If you are in the middle of a merge, have not committed the result yet, and have edited or even resolved a file but wish to restore it to its original unmerged state, you can, as you noted, use:

git checkout -m -- <path>

(or the same with --conflict). You can add =<style>, which allows you to specify the conflict style: merge or diff3 (I prefer diff3, which includes text from the merge base version of the file). This removes the stage-zero entry, if you made one, and restores the higher-stage conflicting entries. This particular form of git checkout, though, requires that the original unmerged entries be available in the index.

In any case, you cannot make a new commit until all higher-stage index entries are resolved. That is, if git ls-files --stage shows any entries that are not stage zero, you may not make a new commit.

... as soon as it gets pushed to a remote, this [git checkout -m] command no longer works to restore the merge flags.

In fact, it's long before that. The ability to restore the conflict goes away once you commit. This permanently cleans out all the higher-stage index entries. But you cannot push an index, and you cannot push a file: you can only push commits. This means that to push a partial merge (to let someone else deal with it), you must resolve the merge and commit.
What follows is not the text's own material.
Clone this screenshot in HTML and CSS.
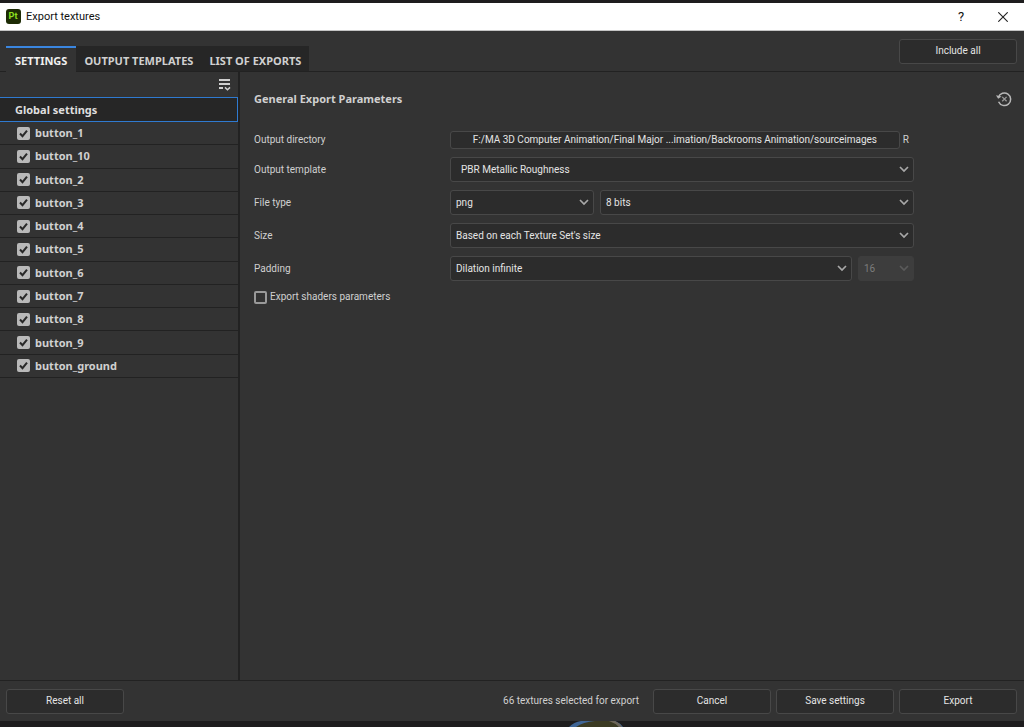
FILE: index.html
```html
<!DOCTYPE html>
<html lang="en">
<head>
    <meta charset="UTF-8">
    <meta name="viewport" content="width=device-width, initial-scale=1.0">
    <title>Export textures</title>
    <link rel="stylesheet" href="styles.css">
</head>
<body>
    <div class="window">
        <header class="titlebar">
            <svg class="app-icon" width="15" height="15" viewBox="0 0 15 15">
                <rect width="15" height="15" rx="3" fill="#1d2b05"></rect>
                <text x="7" y="10" text-anchor="middle" class="app-letters">Pt</text>
            </svg>
            <h1 class="window-title">Export textures</h1>
            <button class="title-button" type="button" aria-label="Help">?</button>
            <button class="title-button" type="button" aria-label="Close">
                <svg width="10" height="10" viewBox="0 0 10 10" fill="none" stroke="#222" stroke-width="1.1">
                    <path d="M0.3 0.3l9.4 9.4M9.7 0.3L0.3 9.7"></path>
                </svg>
            </button>
        </header>

        <div class="toolbar">
            <nav class="tabs">
                <button class="tab active" type="button">SETTINGS</button>
                <button class="tab" type="button">OUTPUT TEMPLATES</button>
                <button class="tab" type="button">LIST OF EXPORTS</button>
            </nav>
            <button class="button" type="button">Include all</button>
        </div>

        <div class="content">
            <aside class="sidebar">
                <div class="sidebar-tools">
                    <button class="icon-button" type="button" aria-label="List options">
                        <svg width="13" height="13" viewBox="0 0 13 13" fill="none" stroke="#d0d0d0">
                            <path d="M1 2h11M1 6h11M1 10h4" stroke-width="2"></path>
                            <path d="M7 9.4l2.5 2.4L12 9.4" stroke-width="1.5"></path>
                        </svg>
                    </button>
                </div>
                <button class="global-settings" type="button">Global settings</button>
                <ul class="texture-sets">
                    <li><label><input type="checkbox" checked>button_1</label></li>
                    <li><label><input type="checkbox" checked>button_10</label></li>
                    <li><label><input type="checkbox" checked>button_2</label></li>
                    <li><label><input type="checkbox" checked>button_3</label></li>
                    <li><label><input type="checkbox" checked>button_4</label></li>
                    <li><label><input type="checkbox" checked>button_5</label></li>
                    <li><label><input type="checkbox" checked>button_6</label></li>
                    <li><label><input type="checkbox" checked>button_7</label></li>
                    <li><label><input type="checkbox" checked>button_8</label></li>
                    <li><label><input type="checkbox" checked>button_9</label></li>
                    <li><label><input type="checkbox" checked>button_ground</label></li>
                </ul>
            </aside>

            <main class="panel">
                <div class="panel-header">
                    <h2 class="panel-title">General Export Parameters</h2>
                    <button class="icon-button" type="button" aria-label="Reset parameters">
                        <svg width="16" height="16" viewBox="0 0 16 16" fill="none" stroke="#b8b8b8">
                            <path d="M2.4 6.2A6.3 6.3 0 1 1 2.6 10.8" stroke-width="1.5"></path>
                            <path d="M0 4.2l2.2 3.6 3.4-2.4z" fill="#b8b8b8" stroke="none"></path>
                            <path d="M6.2 5.9l4.4 4.4M10.6 5.9l-4.4 4.4" stroke="#999" stroke-width="1.3"></path>
                        </svg>
                    </button>
                </div>

                <form class="parameters">
                    <label for="directory">Output directory</label>
                    <div class="field directory">
                        <button id="directory" class="path" type="button">F:/MA 3D Computer Animation/Final Major ...imation/Backrooms Animation/sourceimages</button>
                        <span>R</span>
                    </div>

                    <label for="template">Output template</label>
                    <div class="field">
                        <select id="template" class="indent"><option>PBR Metallic Roughness</option></select>
                    </div>

                    <label for="file-type">File type</label>
                    <div class="field file-type">
                        <select id="file-type"><option>png</option></select>
                        <select aria-label="Bit depth"><option>8 bits</option></select>
                    </div>

                    <label for="size">Size</label>
                    <div class="field">
                        <select id="size"><option>Based on each Texture Set's size</option></select>
                    </div>

                    <label for="padding">Padding</label>
                    <div class="field padding">
                        <select id="padding"><option>Dilation infinite</option></select>
                        <select aria-label="Dilation width" disabled><option>16</option></select>
                    </div>

                    <label class="shaders"><input type="checkbox">Export shaders parameters</label>
                </form>
            </main>
        </div>

        <footer class="footer">
            <button class="button" type="button">Reset all</button>
            <span class="summary">66 textures selected for export</span>
            <button class="button" type="button">Cancel</button>
            <button class="button" type="button">Save settings</button>
            <button class="button" type="button">Export</button>
        </footer>
    </div>

    <div class="backdrop">
        <svg width="54" height="6" viewBox="0 0 54 6">
            <path d="M0 6Q5 1 12 0H46Q51 2 54 6z" fill="#3f6596"></path>
            <path d="M7 6Q14 1 26 0H42Q48 2 50 6z" fill="#3b3a22"></path>
            <path d="M40 0h6q5 2 7 6h-3q-4-4-10-6z" fill="#6d6658"></path>
        </svg>
    </div>
</body>
</html>
```
FILE: styles.css
```css
* {
    margin: 0;
    padding: 0;
    box-sizing: border-box;
}

body {
    min-height: 100vh;
    display: flex;
    flex-direction: column;
    padding-top: 3px;
    background-color: #1e1d1e;
    color: #d0d0d0;
    font-family: Roboto, "Noto Sans", sans-serif;
    font-size: 10px;
    line-height: 16px;
}

button,
select {
    font: inherit;
    color: inherit;
    border: none;
    background: none;
}

svg {
    display: block;
}

.window {
    flex: 1;
    display: flex;
    flex-direction: column;
    background-color: #333333;
}

/* title bar */
.titlebar {
    height: 28px;
    display: flex;
    align-items: center;
    padding-left: 6px;
    background-color: #ffffff;
    border-bottom: 1px solid #c4c4c4;
    color: #111111;
}

.app-letters {
    font-size: 9px;
    font-weight: 700;
    fill: #8fe01f;
}

.window-title {
    flex: 1;
    padding-left: 5px;
    font-size: 11px;
    font-weight: 400;
}

.title-button {
    width: 42px;
    height: 26px;
    display: flex;
    align-items: center;
    justify-content: center;
    font-size: 13px;
}

/* tabs */
.toolbar {
    height: 41px;
    display: flex;
    align-items: flex-end;
    justify-content: space-between;
    padding: 0 7px 0 6px;
    border-bottom: 1px solid #222222;
}

.toolbar .button {
    align-self: center;
}

.tabs {
    display: flex;
}

.tab {
    height: 25px;
    padding: 4px 8px 0;
    background-color: #262626;
    font-family: "Noto Sans", sans-serif;
    font-size: 11px;
    font-weight: 700;
}

.tab.active {
    height: 26px;
    margin-bottom: -1px;
    padding: 2px 9px 0;
    background-color: #333333;
    border-top: 2px solid #3a86e0;
    color: #f0f0f0;
}

.button {
    width: 118px;
    height: 25px;
    border: 1px solid #484848;
    border-radius: 3px;
    background-color: #2c2c2c;
    color: #e4e4e4;
}

.icon-button {
    display: flex;
}

.content {
    flex: 1;
    display: flex;
}

/* texture set list */
.sidebar {
    width: 240px;
    flex-shrink: 0;
    border-right: 2px solid #222222;
    font-family: "Noto Sans", sans-serif;
    font-size: 11px;
    font-weight: 700;
}

.sidebar-tools {
    height: 25px;
    display: flex;
    align-items: center;
    justify-content: flex-end;
    padding-right: 7px;
}

.global-settings {
    display: block;
    width: 100%;
    height: 25px;
    padding-left: 15px;
    border: solid #2f7ad0;
    border-width: 1px 1px 1px 0;
    background-color: #262626;
    color: #dedede;
    text-align: left;
}

.texture-sets {
    height: 256px;
    display: grid;
    grid-auto-rows: 1fr;
    list-style: none;
}

.texture-sets li {
    display: flex;
    align-items: center;
    padding-left: 17px;
    border-bottom: 1px solid #222222;
}

label {
    display: flex;
    align-items: center;
}

input[type="checkbox"] {
    appearance: none;
    width: 13px;
    height: 13px;
    margin-right: 5px;
    border: 2px solid #999999;
    border-radius: 2px;
}

input[type="checkbox"]:checked {
    border: none;
    background: #b9b9b9 url("data:image/svg+xml,%3Csvg xmlns='http://www.w3.org/2000/svg' viewBox='0 0 13 13' fill='none' stroke='%23292929' stroke-width='2'%3E%3Cpath d='M3 6.5l2.5 2.7L10 3.6'/%3E%3C/svg%3E") no-repeat;
}

/* export parameters */
.panel {
    flex: 1;
    min-width: 0;
    padding: 19px 12px 0 14px;
}

.panel-header {
    display: flex;
    align-items: center;
    justify-content: space-between;
}

.panel-title {
    font-family: "Noto Sans", sans-serif;
    font-size: 11px;
    font-weight: 700;
}

.parameters {
    display: grid;
    grid-template-columns: 196px minmax(0, 1fr);
    row-gap: 8px;
    padding: 24px 98px 0 0;
}

.field {
    display: flex;
    gap: 6px;
}

.directory {
    align-items: center;
    gap: 3px;
    padding-right: 5px;
}

.path {
    flex: 1;
    min-width: 0;
    height: 18px;
    overflow: hidden;
    border: 1px solid #484848;
    border-radius: 3px;
    background-color: #2c2c2c;
    color: #e4e4e4;
    line-height: 16px;
    white-space: nowrap;
}

select {
    appearance: none;
    flex: 1;
    min-width: 0;
    height: 25px;
    padding: 0 20px 0 5px;
    border: 1px solid #484848;
    border-radius: 3px;
    background: #2c2c2c url("data:image/svg+xml,%3Csvg xmlns='http://www.w3.org/2000/svg' width='10' height='7' fill='none' stroke='%23a8a8a8' stroke-width='1.7'%3E%3Cpath d='M1 1l4 4 4-4'/%3E%3C/svg%3E") no-repeat right 4px center;
    color: #e4e4e4;
}

select:disabled {
    border-color: #3d3d3d;
    background-color: #3d3d3d;
    background-image: url("data:image/svg+xml,%3Csvg xmlns='http://www.w3.org/2000/svg' width='10' height='7' fill='none' stroke='%235a5a5a' stroke-width='1.7'%3E%3Cpath d='M1 1l4 4 4-4'/%3E%3C/svg%3E");
    color: #7c7c7c;
    opacity: 1;
}

select.indent {
    padding-left: 10px;
}

.file-type select:first-child {
    flex: 0 0 144px;
}

.padding select:last-child {
    flex: 0 0 56px;
}

.shaders {
    grid-column: 1 / -1;
}

.shaders input[type="checkbox"] {
    margin-right: 3px;
}

/* footer */
.footer {
    height: 41px;
    display: flex;
    align-items: center;
    gap: 5px;
    padding: 0 7px 0 6px;
    border-top: 1px solid #222222;
}

.summary {
    flex: 1;
    padding-right: 9px;
    text-align: right;
}

.backdrop {
    height: 6px;
    display: flex;
    justify-content: center;
    padding-left: 168px;
}
```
Now it's no longer in progress and cannot be made to be in progress any more.

What is needed is a tool that can save the full index state, the work-tree files, the merge state including the IDs of the two commits HEAD and MERGE_HEAD—this implies the ID of the merge base—and perhaps even untracked and/or ignored files (a la git stash) into a special commit or set of of commits stored on a non-branch reference. This commit, or these commits, can then be transferred from one repository to another. A reverse version of the same tool can restore the merge state, index state, and work-tree. All the components necessary to build such a tool exist (because git ls-files --stage and git update-index both exsit). But writing this tool-pair would be complicated, probably at least as difficult as the git stash script.